DiPasquale has the natural drive to be a leader, and the transition she's gone through in the past year has only compelled her to do more. Fadeyev Ballet's artistic director Slava Fadeyev and ballet mistress Juliana Fadeyev say that DiPasquale's leadership qualities are why they were confident in selecting her to dance Marie this year. "Stella has the work ethic and determination to dance the role, and she is fearless in her approach to trying something new," says Juliana. This year is DiPasquale's sixth time dancing Nutcracker, and as she talks about all the roles she's danced—soldiers, tea, candy cane, party girl—it brings her easy confidence into focus. She speaks of her rehearsal process for Marie as challenging, but fun, knowing her hard work in preparation will make her performances more relaxed and satisfying. DiPasquale will also be dancing the lead mouse in Fadeyev Ballet's production with the school's youngest students, a role which she is looking forward to just as much as Marie.

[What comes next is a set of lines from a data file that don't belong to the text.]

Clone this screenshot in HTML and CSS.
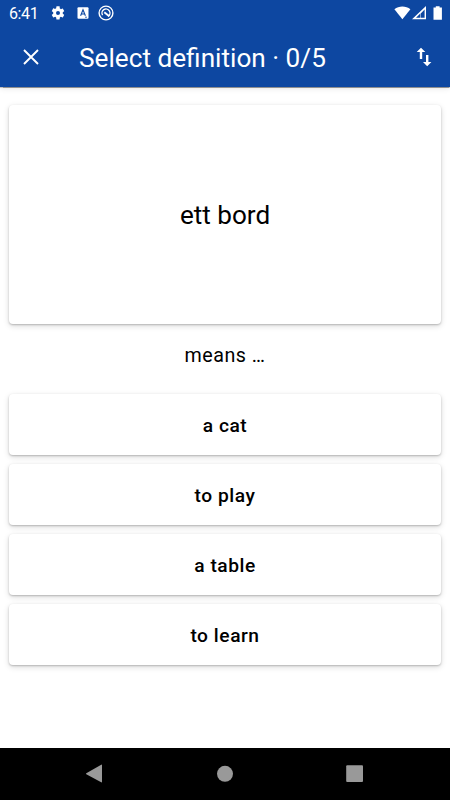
FILE: index.html
```html
<!DOCTYPE html>
<html lang="en">
<head>
<meta charset="utf-8">
<title>Select definition</title>
<link rel="stylesheet" href="styles.css">
</head>
<body>
<div class="screen">
  <header class="header">
    <div class="status">
      <span class="clock">6:41</span>
      <svg class="gear" width="16" height="16" viewBox="0 0 24 24"><path fill="#fff" d="M19.140 12.940c.04-.3.06-.61.06-.94s-.02-.64-.07-.94l2.030-1.580a.49.49 0 0 0 .12-.61l-1.920-3.320a.49.49 0 0 0-.59-.22l-2.390.96a7 7 0 0 0-1.620-.94l-.36-2.540A.48.48 0 0 0 13.920 2h-3.840a.48.48 0 0 0-.47.41l-.36 2.540a7.400 7.400 0 0 0-1.620.94l-2.390-.96a.48.48 0 0 0-.59.22L2.740 8.870a.47.47 0 0 0 .12.61l2.030 1.580c-.05.3-.09.63-.09.94s.02.64.07.94l-2.030 1.580a.49.49 0 0 0-.12.61l1.920 3.320c.12.22.37.29.59.22l2.390-.96c.5.38 1.030.7 1.620.94l.36 2.540c.05.24.24.41.48.41h3.840c.24 0 .44-.17.47-.41l.36-2.540a7 7 0 0 0 1.620-.94l2.390.96c.22.08.47 0 .59-.22l1.920-3.320a.47.47 0 0 0-.12-.61zM12 15a3 3 0 1 1 0-6 3 3 0 0 1 0 6z"/></svg>
      <svg class="letter" width="12" height="12" viewBox="0 0 12 12"><rect x=".5" y=".3" width="11" height="11.400" rx="1" fill="#fff"/><path d="M3.600 8.800 6 2.800l2.400 6M4.600 7h2.800" fill="none" stroke="#0d47a1" stroke-width="1.100"/><path d="M8 10.200h2" stroke="#0d47a1" stroke-width=".8"/></svg>
      <svg class="ring" width="16" height="16" viewBox="0 0 16 16" fill="none" stroke="#fff"><circle cx="8" cy="8" r="6.900" stroke-width="1.400"/><path d="M4.600 10.200A4 4 0 1 1 10.200 11.400" stroke-width="1.400"/><path d="m6.300 7.200 5 4" stroke-width="1.900"/></svg>
      <span class="spacer"></span>
      <svg width="50" height="16" viewBox="0 0 50 16"><path fill="#fff" d="M.4 4.200C4.800.7 12 .7 16.400 4.200L8.400 14.200z"/><path fill="#fff" fill-rule="evenodd" d="M32 1v13.300H18zM30.600 4.400 26.500 8.700v4.100h4.100z"/><path fill="#fff" d="M39.500 2.600h2.300V1.300h3.800v1.300h2.300v12.200h-8.400z"/><path fill="#0d47a1" d="M22 12.800 26 8.700v4.100z"/></svg>
    </div>
    <div class="toolbar">
      <svg class="close" width="16" height="16" viewBox="0 0 16 16"><path d="m1 1 14 14M15 1 1 15" stroke="#fff" stroke-width="1.900"/></svg>
      <h1 class="title">Select definition · 0/5</h1>
      <svg class="swap" width="16" height="20" viewBox="0 0 16 20"><path fill="#fff" d="M3.800 12V5H.7L5 .7 9.300 5H6.200v7zM10 8v7H7l4.200 4.300L15.400 15h-3V8z"/></svg>
    </div>
  </header>
  <main class="content">
    <section class="card prompt">ett bord</section>
    <p class="means">means …</p>
    <div class="answers">
      <button class="card answer">a cat</button>
      <button class="card answer">to play</button>
      <button class="card answer">a table</button>
      <button class="card answer">to learn</button>
    </div>
  </main>
  <nav class="navbar">
    <svg width="450" height="52" viewBox="0 0 450 52" fill="#999"><path d="M86.300 25.200 101.200 16.700q.8-.3.800.5v16.600q0 .8-.8.500L86.300 26.300q-.6-.5 0-1.100z"/><circle cx="225" cy="25.800" r="8"/><rect x="346.200" y="17.300" width="16.800" height="16.700" rx="1"/></svg>
  </nav>
</div>
</body>
</html>
```

FILE: styles.css
```css
* { box-sizing: border-box; }
body { margin: 0; background: #fff; font-family: Roboto, "Liberation Sans", sans-serif; color: #000; }
.screen { width: 450px; height: 800px; display: flex; flex-direction: column; overflow: hidden; }
.header { height: 87px; flex: none; background: #0d47a1; color: #fff; box-shadow: 0 0.5px 1px rgba(0, 0, 0, 0.4), 0 1px 6px rgba(0, 0, 0, 0.12); }
.status { height: 26px; display: flex; align-items: center; padding: 0 6px 0 9px; }
.clock { font-size: 16px; line-height: 26px; width: 30px; padding-top: 1px; letter-spacing: -0.4px; }
.gear { margin-left: 11px; }
.letter { margin-left: 11px; }
.ring { margin-left: 9px; }
.spacer { flex: 1; }
.status svg { flex: none; }
.toolbar { height: 61px; display: flex; align-items: center; padding: 0 18.5px 0 22.5px; }
.close { flex: none; }
.title { flex: 1; margin: 2px 0 0 40.5px; font-size: 26.2px; line-height: 32px; font-weight: 400; white-space: nowrap; }
.swap { flex: none; }
.content { flex: 1; padding: 18px 9px 0; }
.card { width: 100%; background: #fff; border: 0; border-radius: 4px; display: flex; align-items: center; justify-content: center; box-shadow: 0 1px 2px rgba(0, 0, 0, 0.22), 0 2px 6px rgba(0, 0, 0, 0.14); }
.prompt { height: 218.5px; font-size: 26.1px; padding-top: 2px; }
.means { margin: 19px 0 26.5px; font-size: 19.7px; line-height: 25px; letter-spacing: 0.5px; text-align: center; }
.answers { display: flex; flex-direction: column; gap: 9px; }
.answer { height: 61px; padding: 2px 0 0; font: 500 19.2px Roboto, "Liberation Sans", sans-serif; letter-spacing: 0.55px; color: #000; }
.navbar { height: 52px; flex: none; background: #000; }
.navbar svg { display: block; }
```
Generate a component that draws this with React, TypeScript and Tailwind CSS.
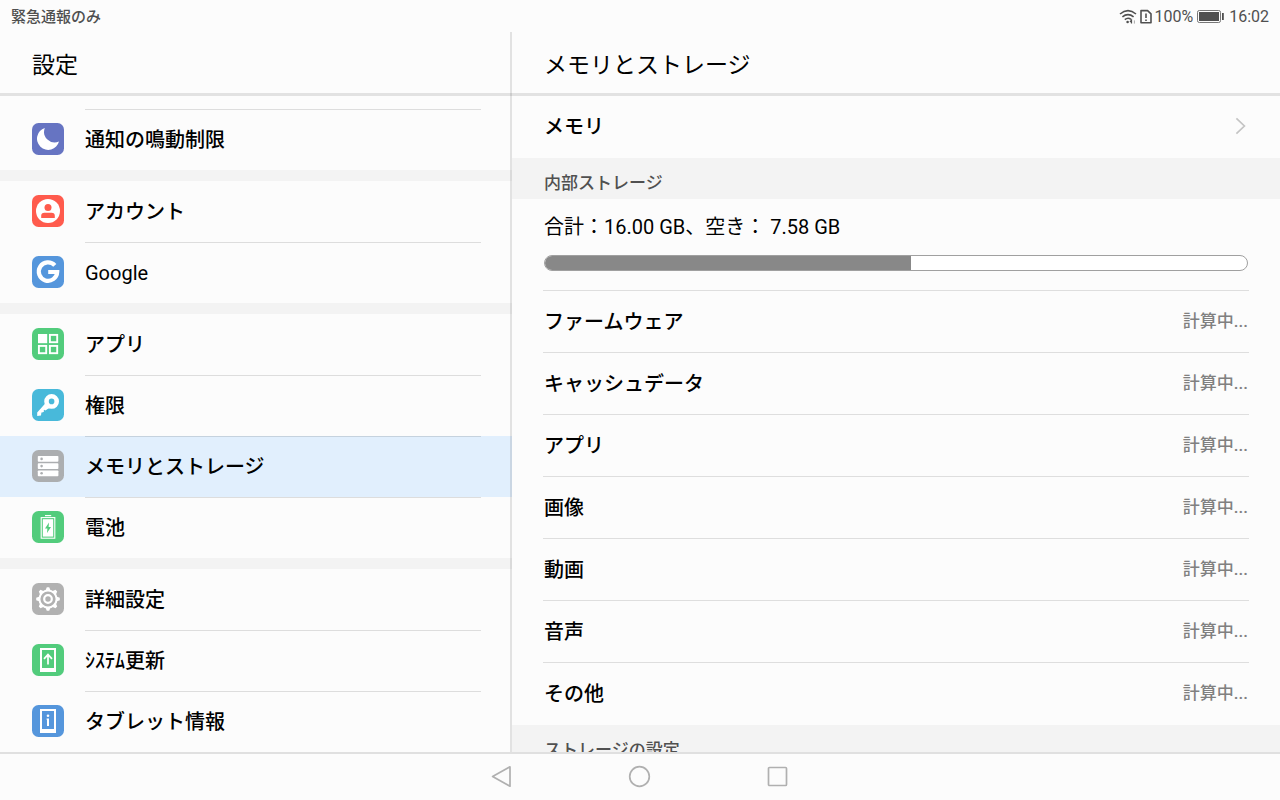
import React from 'react';

type MenuItem = {
    label: string;
    color: string;
    icon: React.ReactNode;
    selected?: boolean;
    latin?: boolean;
};

const MoonIcon = (
    <path d="M12.8 5 A11.2 11.2 0 1 0 27 18.6 A10.7 10.7 0 0 1 12.8 5 Z" fill="#fff" />
);

const AccountIcon = (
    <>
        <circle cx="16" cy="16" r="12" fill="#fff" />
        <circle cx="16" cy="12.6" r="3.5" fill="#ff5b4d" />
        <path d="M9.2 23 V20.8 Q9.2 17.8 12.4 17.8 H19.6 Q22.8 17.8 22.8 20.8 V23 Z" fill="#ff5b4d" />
    </>
);

const GoogleIcon = (
    <path d="M22.8 9.4 A9.2 9.2 0 1 0 25.2 16 H16.2" fill="none" stroke="#fff" strokeWidth="4.2" />
);

const AppsIcon = (
    <>
        <rect x="6" y="6" width="9.2" height="9.2" fill="#fff" />
        <g fill="none" stroke="#fff" strokeWidth="1.9">
            <rect x="17.9" y="6.9" width="7.3" height="7.3" />
            <rect x="6.9" y="17.9" width="7.3" height="7.3" />
            <rect x="17.9" y="17.9" width="7.3" height="7.3" />
        </g>
    </>
);

const KeyIcon = (
    <>
        <circle cx="19.6" cy="12.4" r="5.1" fill="none" stroke="#fff" strokeWidth="4.6" />
        <path d="M13 14.8 L17.2 19 L13.4 21.6 L12.6 20.8 L11.4 22 L12.2 22.8 L10 23.6 L9.4 23.4 L9 26.6 L5.2 27 V23.4 Z" fill="#fff" />
    </>
);

const StorageIcon = (
    <>
        {[6, 13.2, 20.4].map((y) => (
            <g key={y}>
                <rect x="5.8" y={y} width="20.6" height="5.8" rx="0.8" fill="#fff" />
                <circle cx="9.6" cy={y + 2.9} r="1.3" fill="#acaeb0" />
            </g>
        ))}
    </>
);

const BatteryIcon = (
    <>
        <rect x="13" y="4" width="6.2" height="1.2" fill="#fff" />
        <rect x="9.2" y="6.6" width="13.6" height="20.6" fill="none" stroke="#fff" strokeWidth="1.1" />
        <rect x="10.8" y="8.2" width="10.4" height="17.4" fill="#fff" />
        <path d="M17 11.6 L13 17.6 H15.4 L15 22 L19 16 H16.6 Z" fill="#52cc7c" />
    </>
);

const GearIcon = (
    <>
        <circle cx="16" cy="16" r="8.6" fill="none" stroke="#fff" strokeWidth="2" />
        <circle cx="16" cy="16" r="3.8" fill="none" stroke="#fff" strokeWidth="2.2" />
        {[0, 45, 90, 135, 180, 225, 270, 315].map((angle) => (
            <path key={angle} d="M13.4 7.6 L14.8 4.2 H17.2 L18.6 7.6 Z" fill="#fff" transform={`rotate(${angle} 16 16)`} />
        ))}
    </>
);

const UpdateIcon = (
    <>
        <path d="M8 4 H24 V28 H8 Z M10 6 V24 H22 V6 Z" fill="#fff" fillRule="evenodd" />
        <path d="M16 20.4 V10.6 M12 14.8 L16 10.6 L20 14.8" fill="none" stroke="#fff" strokeWidth="1.7" />
    </>
);

const InfoIcon = (
    <>
        <path d="M8 4 H24 V28 H8 Z M10 6 V24 H22 V6 Z" fill="#fff" fillRule="evenodd" />
        <circle cx="16" cy="10.7" r="1.3" fill="#fff" />
        <path d="M14.6 13.6 H17 V21 H15 V14.8 H14.6 Z" fill="#fff" />
    </>
);

const groups: MenuItem[][] = [
    [{ label: '通知の鳴動制限', color: '#6674c2', icon: MoonIcon }],
    [
        { label: 'アカウント', color: '#ff5b4d', icon: AccountIcon },
        { label: 'Google', color: '#5596dc', icon: GoogleIcon, latin: true },
    ],
    [
        { label: 'アプリ', color: '#52cc7c', icon: AppsIcon },
        { label: '権限', color: '#48b9da', icon: KeyIcon },
        { label: 'メモリとストレージ', color: '#acaeb0', icon: StorageIcon, selected: true },
        { label: '電池', color: '#52cc7c', icon: BatteryIcon },
    ],
    [
        { label: '詳細設定', color: '#b1b1b1', icon: GearIcon },
        { label: 'ｼｽﾃﾑ更新', color: '#52cc7c', icon: UpdateIcon },
        { label: 'タブレット情報', color: '#5596dc', icon: InfoIcon },
    ],
];

const usage = ['ファームウェア', 'キャッシュデータ', 'アプリ', '画像', '動画', '音声', 'その他'];

const total = 16;
const free = 7.58;
const usedPercent = ((total - free) / total) * 100 - 0.5;

const StatusBar = () => (
    <div className="flex h-8 shrink-0 items-center justify-between px-[11px] pt-px text-[#505050]">
        <span className="text-[15px] leading-5 font-medium">緊急通報のみ</span>
        <div className="flex items-center text-base leading-5">
            <svg width="18" height="16" viewBox="0 0 18 16" fill="none" stroke="#505050" strokeWidth="1.6">
                <path d="M1 5 Q9 -1.6 17 5" />
                <path d="M3.4 7.8 Q9 3.4 14.6 7.8" />
                <path d="M5.8 10.6 Q9 8 12 10.4" />
                <circle cx="8.6" cy="13" r="1.3" fill="#505050" stroke="none" />
                <path d="M11 13 L12.5 11.2 V14.4" strokeWidth="1.2" />
                <path d="M15.4 11.4 V14.6" stroke="#aaa" strokeWidth="1" />
            </svg>
            <svg className="ml-[3px] mr-0.5" width="12" height="16" viewBox="0 0 12 16" fill="none" stroke="#505050" strokeWidth="1.6">
                <path d="M1 1.6 H7.6 L11 4.8 V13.8 H1 Z" strokeLinejoin="round" />
                <path d="M6 4.4 V9 M6 10.4 V12" />
            </svg>
            <span>100%</span>
            <svg className="ml-1 mr-[5px]" width="27" height="14" viewBox="0 0 27 14">
                <rect x="0.5" y="0.5" width="23" height="12" rx="1.8" fill="none" stroke="#777" />
                <rect x="2" y="2" width="20" height="9" fill="#505050" />
                <rect x="25" y="3" width="1.8" height="7" fill="#505050" />
            </svg>
            <span>16:02</span>
        </div>
    </div>
);

const MenuRow: React.FC<{ item: MenuItem; divider: boolean }> = ({ item, divider }) => (
    <a
        href="#"
        aria-current={item.selected ? 'page' : undefined}
        className={`grid h-[61px] grid-cols-[85px_1fr] ${item.selected ? 'bg-[#e1effd]' : ''}`}
    >
        <span className="flex items-center pb-px pl-8">
            <svg width="32" height="32" viewBox="0 0 32 32">
                <rect width="32" height="32" rx="6.5" fill={item.color} />
                {item.icon}
            </svg>
        </span>
        <span
            className={`mr-[31px] flex items-center border-t text-xl leading-7 ${item.latin ? 'font-normal' : 'font-medium'} ${divider ? 'border-black/12' : 'border-transparent'}`}
        >
            {item.label}
        </span>
    </a>
);

const PaneTitle: React.FC<{ children: React.ReactNode }> = ({ children }) => (
    <h1 className="flex h-16 shrink-0 items-center border-b-3 border-[#e2e2e2] px-8 pt-1.5 text-[23px] leading-8">{children}</h1>
);

const SectionTitle: React.FC<{ children: React.ReactNode }> = ({ children }) => (
    <h2 className="h-[41px] bg-[#f3f3f3] px-8 pt-[13px] text-[17px] leading-6 font-medium text-[#505050]">{children}</h2>
);

export default function App() {
    return (
        <div className="flex h-screen flex-col overflow-hidden bg-[#fcfcfc] font-['Roboto','Noto_Sans_CJK_JP',sans-serif] text-black" lang="ja">
            <StatusBar />

            <div className="flex min-h-0 flex-1">
                {/* Settings menu */}
                <aside className="relative flex w-2/5 flex-col">
                    <PaneTitle>設定</PaneTitle>
                    <nav className="min-h-0 flex-1 overflow-hidden pt-[13px]">
                        {groups.map((group, g) => (
                            <div key={g} className={g > 0 ? 'border-t-11 border-[#f3f3f3]' : ''}>
                                {group.map((item, i) => (
                                    <MenuRow key={item.label} item={item} divider={g === 0 || i > 0} />
                                ))}
                            </div>
                        ))}
                    </nav>
                    {/* pane divider, tints the rows below it */}
                    <div className="absolute inset-y-0 right-0 w-0.5 bg-black/10" />
                </aside>

                {/* Storage details */}
                <main className="flex w-3/5 flex-col">
                    <PaneTitle>メモリとストレージ</PaneTitle>
                    <div className="min-h-0 flex-1 overflow-hidden">
                        <a href="#" className="flex h-[62px] items-center justify-between px-8 text-xl leading-7 font-medium">
                            メモリ
                            <svg width="14" height="20" viewBox="0 0 14 20" fill="none" stroke="#c4c4c4" strokeWidth="1.7">
                                <path d="M2.4 1.4 L10.4 9 L2.4 16.6" />
                            </svg>
                        </a>

                        <SectionTitle>内部ストレージ</SectionTitle>
                        <div className="px-8 pt-3.5 pb-[19px]">
                            <p className="text-xl leading-7">合計：16.00 GB、空き： 7.58 GB</p>
                            <div
                                role="progressbar"
                                aria-valuenow={Math.round(usedPercent)}
                                aria-label="内部ストレージ"
                                className="mt-3.5 h-4 overflow-hidden rounded-full border border-[#a0a0a0] bg-white"
                            >
                                <div className="h-full bg-[#888888]" style={{ width: `${usedPercent}%` }} />
                            </div>
                        </div>

                        <dl className="mx-[31px] mb-px">
                            {usage.map((name) => (
                                <div key={name} className="flex h-[62px] items-center justify-between border-t border-[#dedede] px-px">
                                    <dt className="text-xl leading-7 font-medium">{name}</dt>
                                    <dd className="pb-0.5 text-[17px] leading-6 font-medium text-[#808080]">計算中...</dd>
                                </div>
                            ))}
                        </dl>

                        <SectionTitle>ストレージの設定</SectionTitle>
                    </div>
                </main>
            </div>

            {/* System navigation */}
            <div className="flex h-12 shrink-0 justify-center border-t-2 border-[#e0e0e0]">
                <button aria-label="戻る" className="flex w-[138px] items-center justify-center">
                    <svg width="24" height="24" viewBox="0 0 24 24" fill="none" stroke="#b0b0b0" strokeWidth="1.7" strokeLinejoin="round">
                        <path d="M20 1.8 V21.2 L2.6 11.5 Z" />
                    </svg>
                </button>
                <button aria-label="ホーム" className="flex w-[138px] items-center justify-center">
                    <svg width="24" height="24" viewBox="0 0 24 24" fill="none" stroke="#b0b0b0" strokeWidth="1.7">
                        <circle cx="11.5" cy="11.5" r="9.8" />
                    </svg>
                </button>
                <button aria-label="履歴" className="flex w-[138px] items-center justify-center">
                    <svg width="24" height="24" viewBox="0 0 24 24" fill="none" stroke="#b0b0b0" strokeWidth="1.7">
                        <rect x="2.5" y="2.5" width="18" height="18" rx="1" />
                    </svg>
                </button>
            </div>
        </div>
    );
}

Stella DiPasquale in Fadeyev Ballet's production of La Bayadère last summer. Stella is in front on the far right.
Courtesy Fadeyev Ballet
DiPasquale aspires to dance professionally one day and cites Misty Copeland as one of her inspirations. It's not hard to draw a parallel between Copeland's influence on the ballet world and the fact that DiPasquale doesn't give a second thought about looking different than most other dancers. For anyone doubting their ability to find a place in the ballet world, DiPasquale speaks up in defiance. "I would tell everyone it's okay to dance," she says. She also notes that her lack of hair does make her stand out, but it also helps her to grow as a dancer. And at the end of the day, that's what matters to DiPasquale. From starting pointe work to understudying new roles, she's hardly preoccupied with what's on her head, but with all that she is learning.